Reinforcement learning for the PMPY swimmer

We use the \(Q\)-\(learning\) and \(Double\) \(Q\)-\(learning\) algorithms to self-learn the PMPY how to swim. The \(\varepsilon\)-greedy scheme will be used in reinforcement learning algorithms for a better exploration of the medium.

The algorithms and the \(\varepsilon\)-greedy were presented in details for the three-sphere swimmer here.

As the total volume of the spheres should be conserved, the swimmer can not freely change the volumes of its spheres. For this reason, the swimmer will change (for e.g.) the length of the left sphere while the volume of the right sphere will be changing according to the left one to guarantee the conservation of the total volume. Hence, the actions taken by the swimmer can be described by the change of :

Let \(v_T\) be the total volume of the spheres. We denote by \(\mathcal{V}_l\) the finite set of possible volumes that the left sphere can take.

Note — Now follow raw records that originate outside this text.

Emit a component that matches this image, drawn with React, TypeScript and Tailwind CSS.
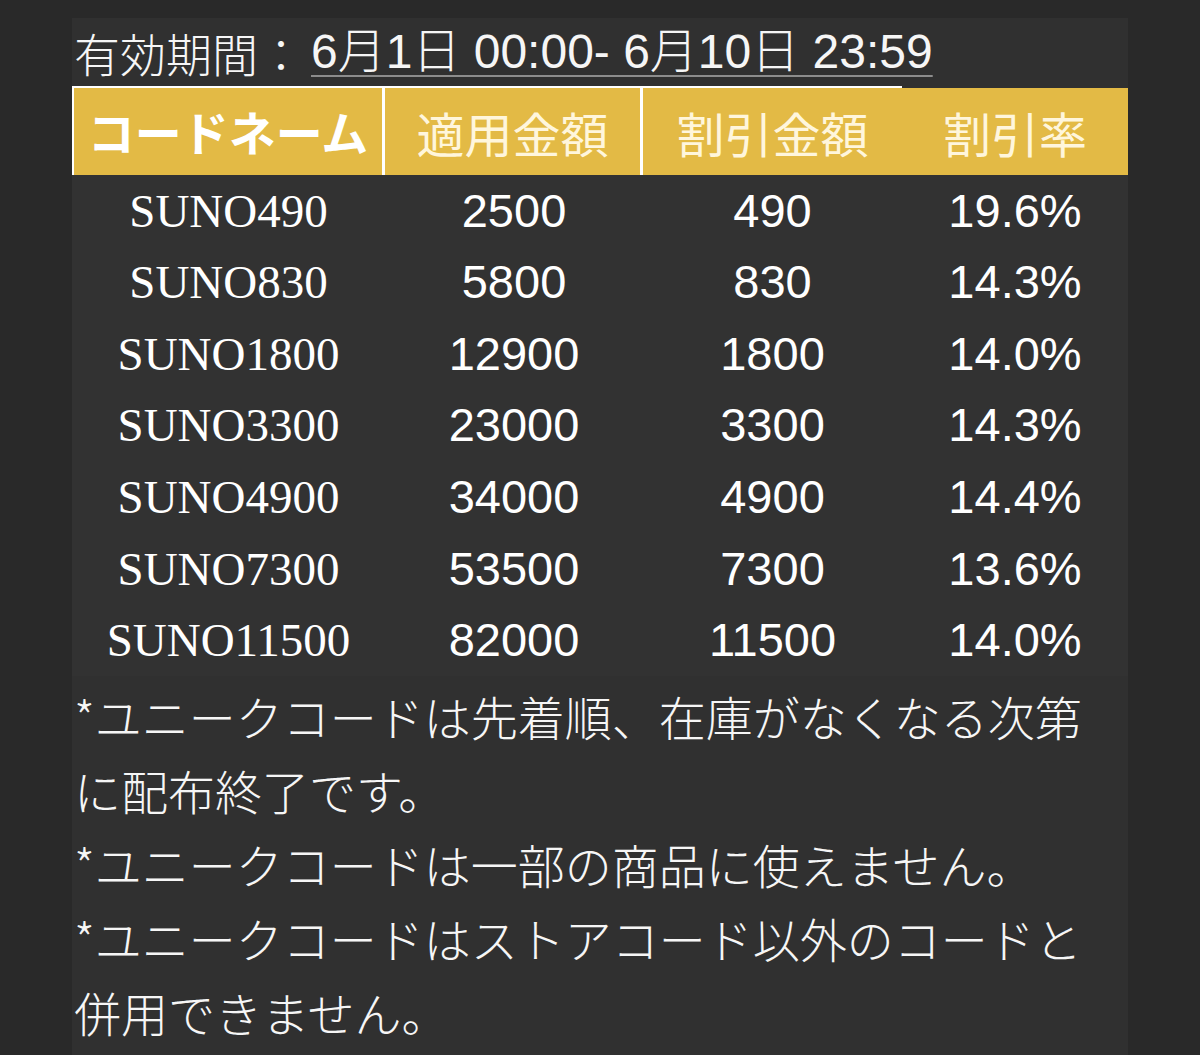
import React from 'react';

const rows = [
  ['SUNO490', '2500', '490', '19.6%'],
  ['SUNO830', '5800', '830', '14.3%'],
  ['SUNO1800', '12900', '1800', '14.0%'],
  ['SUNO3300', '23000', '3300', '14.3%'],
  ['SUNO4900', '34000', '4900', '14.4%'],
  ['SUNO7300', '53500', '7300', '13.6%'],
  ['SUNO11500', '82000', '11500', '14.0%'],
];

const jp = "font-['Noto_Sans_CJK_JP',sans-serif]";

export default function App() {
  return (
    <div className="min-h-[1055px] w-full bg-[#292929] pt-[18px]">
      <div className={`mx-[72px] min-h-[1037px] bg-[#303030] text-white ${jp}`}>
        {/* Period */}
        <div className="flex h-[68px] items-center pl-[2px] text-[46px] font-light text-[#f6f6f6]">
          <span>有効期間：</span>
          <span className="ml-[7px] font-['Liberation_Sans','Noto_Sans_CJK_JP',sans-serif] text-[48px] underline decoration-[#8c8c8c] decoration-2 underline-offset-[7px]">
            6月1日 00:00- 6月10日 23:59
          </span>
        </div>

        {/* Table */}
        <div className="grid grid-cols-[313px_258px_259px_226px]">
          <div className="flex h-[89px] items-center justify-center border-l-2 border-r-[3px] border-t-2 border-white bg-[#e3ba45] text-[47px] font-bold text-white">
            コードネーム
          </div>
          <div className="flex h-[89px] items-center justify-center border-r-[3px] border-t-2 border-white bg-[#e3ba45] text-[48px] text-[#fff6dc]">
            適用金額
          </div>
          <div className="flex h-[89px] items-center justify-center border-t-2 border-white bg-[#e3ba45] text-[48px] text-[#fff6dc]">
            割引金額
          </div>
          <div className="flex h-[89px] items-center justify-center border-t-2 border-[#303030] bg-[#e3ba45] text-[48px] text-[#fff6dc]">
            割引率
          </div>

          {rows.map((r) => (
            <React.Fragment key={r[0]}>
              <div className="flex h-[71.6px] items-center justify-center bg-[#323232] font-['Liberation_Serif',serif] text-[47px]">
                {r[0]}
              </div>
              {r.slice(1).map((v, i) => (
                <div
                  key={i}
                  className="flex h-[71.6px] items-center justify-center bg-[#323232] font-['Liberation_Sans',sans-serif] text-[47px]"
                >
                  {v}
                </div>
              ))}
            </React.Fragment>
          ))}
        </div>

        {/* Notes */}
        <div className="pl-[2px] pt-[3px] text-[47px] font-light leading-[74px] text-[#f6f6f6]">
          <p>*ユニークコードは先着順、在庫がなくなる次第に配布終了です。</p>
          <p>*ユニークコードは一部の商品に使えません。</p>
          <p>*ユニークコードはストアコード以外のコードと併用できません。</p>
        </div>
      </div>
    </div>
  );
}
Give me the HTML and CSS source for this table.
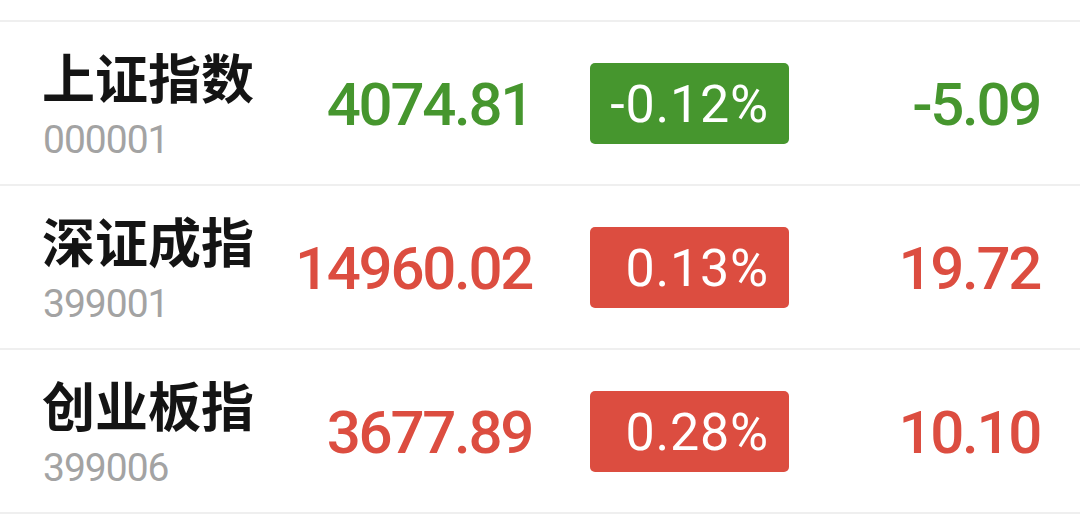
FILE: index.html
```html
<!DOCTYPE html>
<html lang="zh-CN">
<head>
<meta charset="utf-8">
<title>指数行情</title>
<link rel="stylesheet" href="styles.css">
</head>
<body>
<main class="list">
  <div class="row down">
    <div class="name-col">
      <div class="name">上证指数</div>
      <div class="code">000001</div>
    </div>
    <div class="price">4074.81</div>
    <div class="badge-col"><span class="badge">-0.12%</span></div>
    <div class="change">-5.09</div>
  </div>
  <div class="row up">
    <div class="name-col">
      <div class="name">深证成指</div>
      <div class="code">399001</div>
    </div>
    <div class="price">14960.02</div>
    <div class="badge-col"><span class="badge">0.13%</span></div>
    <div class="change">19.72</div>
  </div>
  <div class="row up">
    <div class="name-col">
      <div class="name">创业板指</div>
      <div class="code">399006</div>
    </div>
    <div class="price">3677.89</div>
    <div class="badge-col"><span class="badge">0.28%</span></div>
    <div class="change">10.10</div>
  </div>
</main>
</body>
</html>
```

FILE: styles.css
```css
html, body {
  margin: 0;
  padding: 0;
  background: #ffffff;
}

body {
  width: 1080px;
  height: 523px;
  overflow: hidden;
  font-family: Roboto, "Noto Sans CJK SC", sans-serif;
}

.list {
  padding-top: 20px;
}

.row {
  display: grid;
  grid-template-columns: 248px 242px 257px 1fr;
  align-items: center;
  height: 162px;
  padding: 0 40px 0 42px;
  border-top: 2px solid #efefef;
}

.row:last-child {
  border-bottom: 2px solid #efefef;
}

.name-col {
  display: flex;
  flex-direction: column;
  gap: 3px;
  padding-bottom: 6px;
}

.name {
  font-family: "Noto Sans CJK SC", sans-serif;
  font-weight: 700;
  font-size: 53px;
  line-height: normal;
  color: #141414;
}

.code {
  font-family: Roboto, sans-serif;
  font-size: 39px;
  line-height: normal;
  color: #a3a3a3;
  letter-spacing: -1px;
  margin-left: 1px;
}

.price,
.change {
  font-family: Roboto, sans-serif;
  font-weight: 500;
  font-size: 60px;
  letter-spacing: -2.3px;
  text-align: right;
  line-height: 70px;
  padding-top: 4px;
}

.badge-col {
  display: flex;
  justify-content: flex-end;
}

.badge {
  width: 199px;
  height: 81px;
  box-sizing: border-box;
  border-radius: 5px;
  color: #ffffff;
  font-family: Roboto, sans-serif;
  font-size: 52px;
  letter-spacing: 0.8px;
  display: flex;
  align-items: center;
  justify-content: flex-end;
  padding-right: 20px;
  padding-top: 2px;
}

.down .price,
.down .change {
  color: #46962e;
}

.down .badge {
  background: #46962e;
}

.up .price,
.up .change {
  color: #dc4d40;
}

.up .badge {
  background: #dc4d40;
}
```
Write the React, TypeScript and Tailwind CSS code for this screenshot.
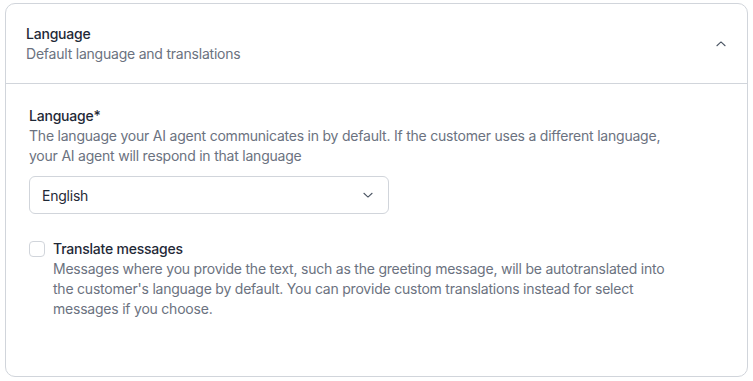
import React, { useState } from "react";

const ChevronUp = () => (
  <svg width="14" height="14" viewBox="0 0 24 24" fill="none" stroke="#4b5563" strokeWidth="1.8" strokeLinecap="round" strokeLinejoin="round">
    <path d="M5 15l7-6.5 7 6.5" />
  </svg>
);

const ChevronDown = () => (
  <svg width="14" height="14" viewBox="0 0 24 24" fill="none" stroke="#4b5563" strokeWidth="1.8" strokeLinecap="round" strokeLinejoin="round">
    <path d="M5 9l7 6.5 7-6.5" />
  </svg>
);

export default function App() {
  const [translate, setTranslate] = useState(false);

  return (
    <div
      className="w-[753px] h-[381px] bg-white pt-[3px] px-[5px] tracking-[-0.22px]"
      style={{ fontFamily: "Inter, 'Liberation Sans', sans-serif" }}
    >
      <div className="h-[374px] border border-[#d1d5db] rounded-[10px] bg-white">
        {/* header */}
        <div className="flex items-center justify-between pl-[20px] pr-[14px] h-[80px] border-b border-[#d1d5db]">
          <div>
            <div className="text-[14px] leading-5 font-medium text-[#1f2937]">Language</div>
            <div className="text-[14px] leading-5 text-[#6b7280]">Default language and translations</div>
          </div>
          <button className="w-6 h-6 flex items-center justify-center">
            <ChevronUp />
          </button>
        </div>

        {/* body */}
        <div className="pl-[23px] pr-6 pt-[22px]">
          <div className="text-[14px] leading-5 font-medium text-[#1f2937]">Language*</div>
          <div className="text-[14px] leading-5 text-[#6b7280] w-[645px]">
            The language your AI agent communicates in by default. If the customer uses a different language, your AI agent will respond in that language
          </div>
          <div className="mt-[10px] w-[360px] h-[38px] border border-[#d1d5db] rounded-md flex items-center justify-between pl-3 pr-[13px]">
            <span className="text-[14px] text-[#1f2937]">English</span>
            <ChevronDown />
          </div>

          <div className="mt-[25px] flex items-start gap-[8px]">
            <button
              onClick={() => setTranslate(!translate)}
              className="mt-[2px] w-4 h-4 rounded-[4px] border border-[#d1d5db] bg-white shrink-0"
            />
            <div>
              <div className="text-[14px] leading-5 font-medium text-[#1f2937]">Translate messages</div>
              <div className="text-[14px] leading-5 text-[#6b7280] w-[630px]">
                Messages where you provide the text, such as the greeting message, will be autotranslated into the customer's language by default. You can provide custom translations instead for select messages if you choose.
              </div>
            </div>
          </div>
        </div>
      </div>
    </div>
  );
}
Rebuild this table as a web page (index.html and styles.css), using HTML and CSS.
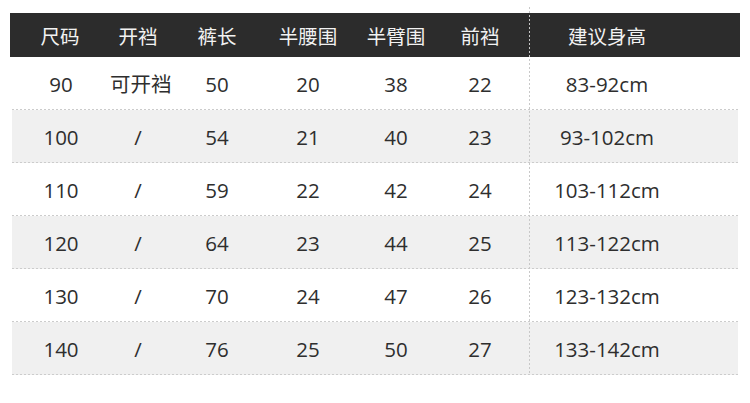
FILE: index.html
```html
<!DOCTYPE html>
<html lang="zh">
<head>
<meta charset="utf-8">
<link rel="stylesheet" href="styles.css">
</head>
<body>
<div class="page">
  <div class="table">
    <div class="head">
      <div>尺码</div><div>开裆</div><div>裤长</div><div>半腰围</div><div>半臂围</div><div>前裆</div><div>建议身高</div><div></div>
    </div>
    <div class="row">
      <div>90</div><div>可开裆</div><div>50</div><div>20</div><div>38</div><div>22</div><div>83-92cm</div><div></div>
    </div>
    <div class="row alt">
      <div>100</div><div>/</div><div>54</div><div>21</div><div>40</div><div>23</div><div>93-102cm</div><div></div>
    </div>
    <div class="row">
      <div>110</div><div>/</div><div>59</div><div>22</div><div>42</div><div>24</div><div>103-112cm</div><div></div>
    </div>
    <div class="row alt">
      <div>120</div><div>/</div><div>64</div><div>23</div><div>44</div><div>25</div><div>113-122cm</div><div></div>
    </div>
    <div class="row">
      <div>130</div><div>/</div><div>70</div><div>24</div><div>47</div><div>26</div><div>123-132cm</div><div></div>
    </div>
    <div class="row alt">
      <div>140</div><div>/</div><div>76</div><div>25</div><div>50</div><div>27</div><div>133-142cm</div><div></div>
    </div>
    <div class="vline"></div>
  </div>
</div>
</body>
</html>
```
FILE: styles.css
```css
* { box-sizing: border-box; }
html, body { margin: 0; padding: 0; background: #fff; }
body {
  font-family: "Open Sans", "Noto Sans CJK SC", sans-serif;
  font-size: 20.5px;
  color: #2e2e2e;
}
.page {
  width: 750px;
  height: 403px;
  padding: 13px 10px 0 10px;
}
.table {
  position: relative;
  width: 730px;
}
.head {
  display: grid;
  grid-template-columns: 100px 56px 102px 80px 96px 72px 182px 42px;
  height: 44px;
  background: #2c2c2c;
  color: #f2f2f2;
  font-size: 19.5px;
  align-items: center;
  text-align: center;
}
.head div { padding-top: 1px; white-space: nowrap; }
.row {
  display: grid;
  grid-template-columns: 98px 56px 102px 80px 96px 72px 182px 40px;
  margin: 0 2px;
  height: 53px;
  align-items: center;
  text-align: center;
  background-image: linear-gradient(to right, #cccccc 50%, transparent 50%);
  background-size: 4px 1px;
  background-position: left bottom;
  background-repeat: repeat-x;
  padding-bottom: 1px;
}
.row div { padding-top: 2px; line-height: 24px; white-space: nowrap; }
.row.alt { background-color: #f0f0f0; }
.vline {
  position: absolute;
  left: 519px;
  top: -6px;
  width: 1px;
  height: 368px;
  background-image: linear-gradient(to bottom, #c8c8c8 50%, transparent 50%);
  background-size: 1px 4px;
  background-repeat: repeat-y;
}
```
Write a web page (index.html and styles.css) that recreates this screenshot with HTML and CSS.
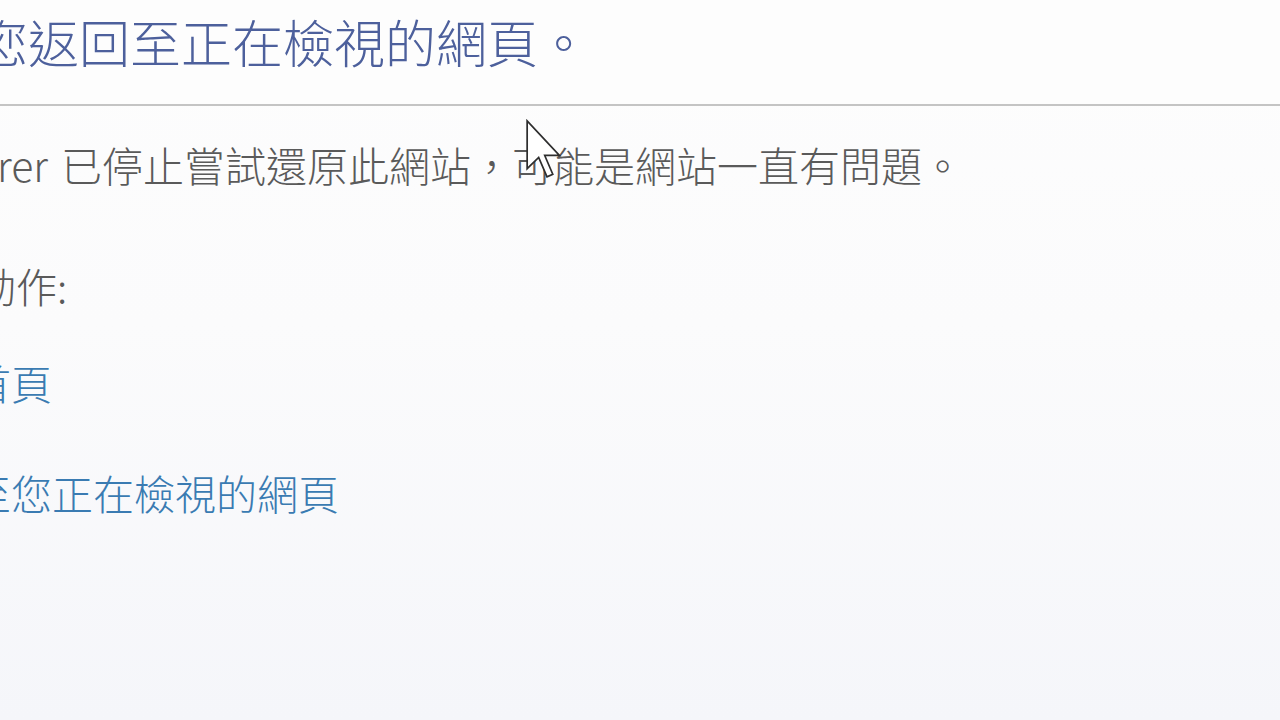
FILE: index.html
```html
<!DOCTYPE html>
<html lang="zh-TW">
<head>
<meta charset="utf-8">
<title>無法返回網頁</title>
<link rel="stylesheet" href="styles.css">
</head>
<body>
<div class="page">
  <header class="head">
    <h1 class="title"><span class="hang">我們無法讓您</span>返回至正在檢視的網頁。</h1>
  </header>
  <main class="content">
    <p class="line msg"><span class="hang gap">Internet Explorer</span>已停止嘗試還原此網站，可能是網站一直有問題。</p>
    <p class="line label"><span class="hang">您可以執行的動</span>作:</p>
    <ul class="actions">
      <li class="line item first"><a class="link" href="#"><span class="hang">移至首</span>頁</a></li>
      <li class="line item second"><a class="link" href="#"><span class="hang">重新載入至</span>您正在檢視的網頁</a></li>
    </ul>
  </main>
  <svg class="cursor" width="36" height="62" viewBox="0 0 12.5 21" aria-hidden="true">
    <polygon points="0.4,0.4 0.4,17 4.4,13.1 7.3,19.8 9.3,18.9 6.5,12.4 11.6,12.4" fill="#ffffff" stroke="#2e2e2e" stroke-width="0.6" stroke-linejoin="miter"/>
  </svg>
</div>
</body>
</html>
```

FILE: styles.css
```css
html, body {
  margin: 0;
  padding: 0;
  height: 100%;
  overflow: hidden;
}

body {
  font-family: "Noto Sans CJK TC", "Noto Sans", sans-serif;
  background: linear-gradient(to bottom, #fdfdfd 0%, #fbfbfc 45%, #f5f6fa 100%);
  color: #5a5a5a;
}

.page {
  position: relative;
  height: 720px;
}

.head {
  padding: 16px 0 37px 28px;
  border-bottom: 2px solid #c4c4c4;
  background: #fdfdfd;
}

.title {
  margin: 0;
  font-size: 51px;
  line-height: 51px;
  font-weight: 300;
  color: #4d609c;
  white-space: nowrap;
}

.hang {
  display: inline-block;
  width: 0;
  direction: rtl;
  white-space: nowrap;
}

.gap {
  padding-right: 13px;
}

.content {
  padding-top: 38px;
}

.line {
  margin: 0;
  font-size: 41px;
  line-height: 41px;
  font-weight: 300;
  white-space: nowrap;
}

.msg {
  padding-left: 48px;
}

.label {
  margin-top: 80px;
  padding-left: 16px;
}

.actions {
  list-style: none;
  margin: 0;
  padding: 0;
}

.item {
  padding-left: 11px;
}

.item.first {
  margin-top: 56px;
}

.item.second {
  margin-top: 69px;
}

.link {
  color: #3a7bb2;
  text-decoration: none;
}

.cursor {
  position: absolute;
  left: 526px;
  top: 119px;
}
```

\[\mathcal{V}_l = \bigg\{ v_1, v_2, \dots , v_k \big/ k\geq 2\; \text{and}\; 0 <v_i\neq v_{i+1}< v_T\ \bigg\}. \]

Let \(\mathcal{R}_l\) be the set of all the radii that correspond to the volumes of the left sphere given in \(\mathcal{V}_l\). It can be expressed as

\[\mathcal{R}_l = \bigg\{ r_1, r_2, \dots , r_k \big/ r_i = \sqrt{\frac{v_i}{\pi}}\; \text{such that}\; v_i\in\mathcal{V}_l \bigg\}. \]

Let \(L\) be the finite set of the possible length that the arm of the swimmer can take given as follow

\[\mathcal{L} = \bigg\{ \ell_1, \ell_2, \dots , \ell_k \big/ k\geq 2\; \text{and}\;\ell_i\neq\ell_{i+1} \bigg\}. \]

Following these notations, the configurations of the swimmer can be expressed using the radius of the left sphere and the length of its arm. Hence, for \(\mathcal{R}_l\) and \(\mathcal{L}\) given, the space of states can be expressed as follow

\[\mathcal{S}= \mathcal{R}_l\times\mathcal{L}=\bigg\{ (r, \ell) \big/ r\in\mathcal{R}_l\; \text{and}\; \ell\in \mathcal{L} \bigg\}.\]

To move from a state to another, the swimmer changes the length of its arm (to a length given in \(\mathcal{L}\)) or changes the volume of its left sphere to another volume in \(\mathcal{V}_l\). Note that, in our reinforcement learning approach, the swimmer can not change the volume and length of its arm at the same time.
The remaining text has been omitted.